A sustainable rural electrification based on a socio-techno-economic-environmental-political microgrid design framework

Abstract

This work proposes a sustainable socio-techno-economic-environmental-political (STEEP) microgrid design framework utilizing locally accessible energy sources for rural electrification for developing/least-developing countries. In the proposed STEEP microgrid framework, four layers of the sub-design process are combined into a single comprehensive design process to find appropriate electrification solutions based on sustainable indices. This study combines various energy sources and storage technologies to find the best viable solution. The first stage of the proposed framework deals with a socio-political evaluation of different energy and storage technologies using decision analysis based on sustainable performance indicators considering variant decision scenarios. In lieu of that, an enhanced decision-making model is proposed to accommodate multiple performance indices with multi-variable scenarios. In the second level of the design process, a techno-market analysis is introduced to check the market suitability of various alternatives for microgrid design. A detailed feasibility analysis is then performed to obtain optimal solutions considering multiple architectures in the subsequent design stage.

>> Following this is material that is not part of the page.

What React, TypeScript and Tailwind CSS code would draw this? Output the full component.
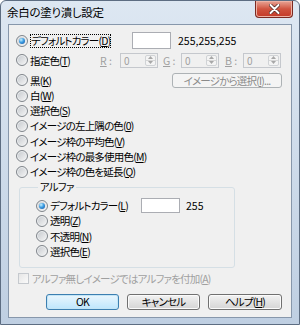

Furthermore, a control algorithm is also introduced for power management, considering annual load growth at the tertiary level. In the fourth stage of the framework, an extensive environmental and economic analysis is performed using multi-criteria decision making (MCDM) models. Finally, a case study is introduced to determine the optimal electrification solutions based on specific characteristics and requirements for an unelectrified remote community. Various detailed system behavioural results based on yearly, monthly and hourly power profiles with seasonal variations considering annual load growth are also illustrated to show the performance of the optimal microgrid solution.